Con Ugarte mantiene una profusa correspondencia que se extiende desde el casamiento hasta el trágico final de los esponsales. La recién casada había llevado a su nuevo hogar un único libro, La novela de las horas y de los días, de Ugarte, quien por ese tiempo de vuelta en Buenos Aires es detenido y sufre la expulsión del partido Socialista. Dice que quisiera regresar pronto a Montevideo, «pero estoy en derrota desde la excursión filibustera de Roosevelt y no puedo abandonar el timón de la nave en medio de la gran tempestad». La pasión con el argentino circula por esas cartas que prolongan la respiración agitada de un vínculo que osciló entre la pasividad, en general de él, y el arrebato, en general de ella, y que en los poemas tuvo una sola cuerda: el furor lírico. Así, en el ida y vuelta epistolar las voces que aluden –a veces de manera oblicua– a la urgencia de la pasión. Ella es directa: «¡Cómo quisiera verlo!» Él se sustrae: «Para Ud. todo lo que no está escrito». Ella se prodiga: «Piense que todo lo que yo le he dicho y le digo se podría condensar en dos palabras.
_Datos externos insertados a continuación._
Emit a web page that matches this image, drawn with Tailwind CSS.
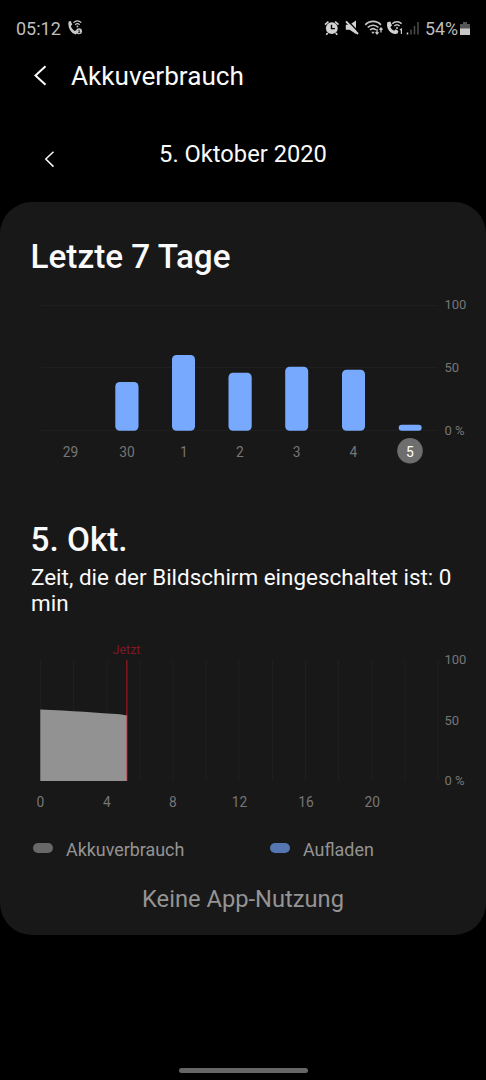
<!DOCTYPE html>
<html lang="de">
<head>
<meta charset="utf-8">
<title>Akkuverbrauch</title>
<script src="https://cdn.jsdelivr.net/npm/@tailwindcss/browser@4"></script>
</head>
<body class="bg-black">
<div class="flex h-[1080px] w-[486px] flex-col overflow-hidden bg-black font-['Roboto',sans-serif] text-[#fafafa]">
  <!-- Status bar -->
  <div class="flex h-12 shrink-0 items-center pt-[9px] pr-4 pl-4 text-[18px] leading-6 text-[#bebebe]">
    <span class="w-[50px] whitespace-nowrap">05:12</span>
    <svg class="h-5 w-5" viewBox="0 0 20 20" fill="none">
      <path d="M2.600 2.600 4.800 2l1.500 3.800-1.500 1.300c.6 2 2 3.900 4 5l1.300-.8 1 3-1.400 1.100C5.200 14.800 1.400 8.700 2.600 2.600Z" fill="#c8c8c8"/>
      <path d="M7.500 3.600c2.200-2.400 5.600-2.400 7.800 0M9.200 5.700c1.400-1.300 3-1.300 4.400 0" stroke="#c8c8c8" stroke-width="1.200"/>
      <circle cx="11.400" cy="7.400" r=".9" fill="#c8c8c8"/>
      <circle cx="13" cy="12.200" r="3" fill="#c8c8c8"/>
      <path d="M12.300 11.200h.9v2.400m-1 0h2" stroke="#000" stroke-width=".8"/>
    </svg>
    <div class="ml-auto flex items-center">
      <svg class="h-5 w-[100px]" viewBox="322 18.500 100 20" fill="none">
        <path d="M325 24.100l3.400-2.900M338.500 24.100l-3.400-2.900M327.800 32.500l-1.600 1.800M335.700 32.500l1.600 1.800" stroke="#d2d2d2" stroke-width="1.700"/>
        <circle cx="331.800" cy="27.700" r="5.900" fill="#d2d2d2"/>
        <path d="M331.500 24.200v3.900h3.400" stroke="#000" stroke-width="1.400"/>
        <path d="M345.800 24.300h3.800l6.400-4.300v13.600l-6.400-4.300h-3.800z" fill="#d2d2d2"/>
        <path d="M347 19.600l12 12.400" stroke="#000" stroke-width="1.400"/>
        <path d="M346 20.800l12 12.700" stroke="#d2d2d2" stroke-width="1.900"/>
        <path d="M365.300 24.300c4.200-4.500 11.400-4.500 15.600 0M367.800 27c2.900-3 7.700-3 10.600 0M370 29.500c1.800-1.700 4.300-1.700 6 0" stroke="#c8c8c8" stroke-width="1.700"/>
        <path d="M371.200 31.200h3.500l-1.700 2.300z" fill="#c8c8c8"/>
        <path d="M377 28.500v4.600M375.500 31.600l1.500 1.800 1.500-1.800M381 32v-4.200M379.500 29.300l1.500-1.700 1.500 1.700" stroke="#c8c8c8" stroke-width="1.300"/>
        <path d="M387.300 21.700l3-.6 1.700 4-1.600 1.400c.7 1.700 2 3 3.700 3.800l1.500-1.500 2.800 1.800-.8 2.500c-5.800 1.900-12-4.400-10.300-11.400Z" fill="#d2d2d2"/>
        <path d="M392.300 23.300c2.600-2.600 6.800-2.600 9.300 0M394.300 25.500c1.500-1.500 3.800-1.500 5.300 0" stroke="#c8c8c8" stroke-width="1.500"/>
        <circle cx="397" cy="27.400" r="1" fill="#c8c8c8"/>
        <path d="M399.800 29.500l1.600-.9v5" stroke="#c8c8c8" stroke-width="1.200"/>
        <path d="M407.500 32v2" stroke="#d2d2d2" stroke-width="1.500"/>
        <path d="M411 29v5M414.500 25.500v8.500M418 21.500v12.500" stroke="#4b4b4b" stroke-width="1.500"/>
      </svg>
      <span class="ml-[3px] w-[35px] whitespace-nowrap text-[17.800px]">54%</span>
      <svg class="h-5 w-[10px]" viewBox="0 0 10 20"><path d="M0 5h3V3h4v2h3v5H0z" fill="#555"/><path d="M0 9.500h10v6.500H0z" fill="#c8c8c8"/></svg>
    </div>
  </div>

  <!-- Header -->
  <header class="flex h-14 shrink-0 items-center pl-[34px]">
    <svg class="h-6 w-[13px]" viewBox="0 0 13 24" fill="none"><path d="M11.500 2.300 1.500 11.500l10 9.300" stroke="#fafafa" stroke-width="2"/></svg>
    <h1 class="ml-6 text-[26.150px] leading-8">Akkuverbrauch</h1>
  </header>

  <!-- Day navigation -->
  <nav class="grid h-[98px] shrink-0 grid-cols-[120px_1fr_120px] items-start pt-[34px]">
    <svg class="mt-3 ml-11 h-[18px] w-[11px]" viewBox="0 0 11 18" fill="none"><path d="M9.500 1.800 1.800 9l7.700 7.600" stroke="#fafafa" stroke-width="1.500"/></svg>
    <span class="text-center text-[23.700px] leading-8">5. Oktober 2020</span>
  </nav>

  <main class="flex h-[733px] shrink-0 flex-col rounded-[32px] bg-[#181818]">
    <h2 class="mt-9 ml-[30.500px] text-[33.300px] leading-[38px] font-medium">Letzte 7 Tage</h2>
    <svg class="mt-[14px] h-[180px] w-[486px] shrink-0" viewBox="0 290 486 180" font-family="Roboto, sans-serif">
      <path d="M41 305.500H438M41 367.500H438M41 430.500H438" stroke="#1f1f1f"/>
      <g fill="#77aaff">
        <rect x="115.300" y="382" width="23.200" height="48.700" rx="4.500"/>
        <rect x="172" y="355" width="23" height="75.700" rx="4.500"/>
        <rect x="228.500" y="372.700" width="23.200" height="58" rx="4.500"/>
        <rect x="285.200" y="366.700" width="23" height="64" rx="4.500"/>
        <rect x="342" y="369.700" width="23" height="61" rx="4.500"/>
        <rect x="398.700" y="424.700" width="23" height="6" rx="3"/>
      </g>
      <circle cx="410" cy="450.700" r="12.800" fill="#6e6e6e"/>
      <g font-size="13.800" fill="#767676" text-anchor="middle">
        <text x="70.500" y="456.500">29</text><text x="127" y="456.500">30</text><text x="184" y="456.500">1</text><text x="240" y="456.500">2</text><text x="296.700" y="456.500">3</text><text x="353.500" y="456.500">4</text><text x="410" y="456.500" fill="#fff">5</text>
      </g>
      <g font-size="13" fill="#767676">
        <text x="444.500" y="309.300">100</text><text x="444.500" y="371.800">50</text><text x="444.500" y="434.500">0 %</text>
      </g>
    </svg>

    <h2 class="mt-[51px] ml-[30.500px] text-[33.300px] leading-[38px] font-medium">5. Okt.</h2>
    <p class="mt-[5px] mr-6 ml-[31px] text-[22.450px] leading-[26px]">Zeit, die der Bildschirm eingeschaltet ist: 0 min</p>
    <svg class="mt-[21px] h-[180px] w-[486px] shrink-0" viewBox="0 637 486 180" font-family="Roboto, sans-serif">
      <path d="M40.500 660V781M73.500 660V781M107 660V781M140 660V781M173 660V781M206 660V781M239 660V781M272.500 660V781M305.500 660V781M338.500 660V781M372 660V781M405 660V781M438 660V781" stroke="#1f1f1f"/>
      <path d="M40.300 709.500C70 710.500 100 713.200 120 714.300L127 715.500V781H40.300Z" fill="#929292"/>
      <path d="M126.800 660V715" stroke="#811722" stroke-width="1.500"/>
      <path d="M126.800 715V781" stroke="#c64f5b" stroke-width="1"/>
      <text x="126.500" y="654" font-size="12.500" fill="#811722" text-anchor="middle">Jetzt</text>
      <g font-size="13" fill="#767676">
        <text x="444.500" y="664.200">100</text><text x="444.500" y="724.800">50</text><text x="444.500" y="785.300">0 %</text>
      </g>
      <g font-size="13.800" fill="#767676" text-anchor="middle">
        <text x="40.500" y="807">0</text><text x="107" y="807">4</text><text x="173" y="807">8</text><text x="239.500" y="807">12</text><text x="306" y="807">16</text><text x="372.300" y="807">20</text>
      </g>
    </svg>
    <div class="mt-[21px] grid shrink-0 grid-cols-[237px_1fr] pl-[33px] text-[17.900px] leading-6 text-[#949494]">
      <div class="flex items-center"><span class="mr-[13px] mb-1 h-[10px] w-5 rounded-full bg-[#686868]"></span>Akkuverbrauch</div>
      <div class="flex items-center"><span class="mr-[13px] mb-1 h-[10px] w-5 rounded-full bg-[#5477b3]"></span>Aufladen</div>
    </div>
    <p class="mt-[21px] text-center text-[23.700px] leading-8 text-[#949494]">Keine App-Nutzung</p>
  </main>
  <div class="mx-auto mt-auto mb-[7px] h-[5px] w-[129px] shrink-0 rounded-full bg-[#666]"></div>
</div>
</body>
</html>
En dos palabras que pueden ser las más dulces, las más simples, o las más difíciles y dolorosas... yo debí decirle que usted hizo el tormento de mi noche de bodas y de mi absurda luna de miel». Él es gentil, pero la soslaya: «Beso su mano... déjeme que le estreche largamente las manos... para usted un beso largo, interminable». Ella se desborda: «Ud. sin saberlo sacudió mi vida (...) Me da miedo de parecer decirle demasiado y siento que todo lo que le diga me parecerá poco (...) mi sueño supremo ha sido tener una sola hora nuestra en la vida... es el alma quien más la pide». La pareja parece bailar en una pista vaporosa; ella se ha sincerado: «Que la tinta no sirva de antifaz», cuando se entrega, él retrocede, cuando clama, él se disculpa.

Los suyos fueron siempre impulsos, cuando no descalificados, domeñados con el discurso de la sensatez y la mesura. Ante sus requerimientos de fuga el novio le dice que no con la cabeza; Darío agrega un «tranquila, tranquila» en respuesta a su confesión de ímpetu exaltado, Ugarte la mantendrá a distancia. Para la periodista Ana Inés Larre Borges «no dejaba de ser tranquilizador ubicarla en el terreno de lo excepcional».

Ella se encierra y escribe rompiendo las hojas desde su «gruta de felpa», ese espacio nocturno cubierto por una capa vegetal. Luego apoya su cabeza en una almohada de musgo y un murmullo de selva da fibra al ensueño amoroso. Cada noche, la posibilidad del encuentro llega amasada entre el deseo y el temor; en esa atmósfera de follaje murmura: «En mi alcoba agrandada de soledad y miedo/ Taciturno a mi lado apareciste/ Como un hongo gigante muerto y vivo/ Brotado en los rincones de la noche».

La poesía de Delmira está repujada sobre una existencia trágica y un estallido. Un estruendo verbal y balístico que de nuevo convoca a los opuestos: fulguración y sombra, luz que ciega. El ímpetu amoroso se divide allí: Reyes y Ugarte. ¿Hay una Delmira para cada uno? El primero es un rematador de hacienda muy lejos de su sensibilidad y su mundo; el escritor representa justamente lo opuesto, un seductor, un viajero con refinamientos de dandy.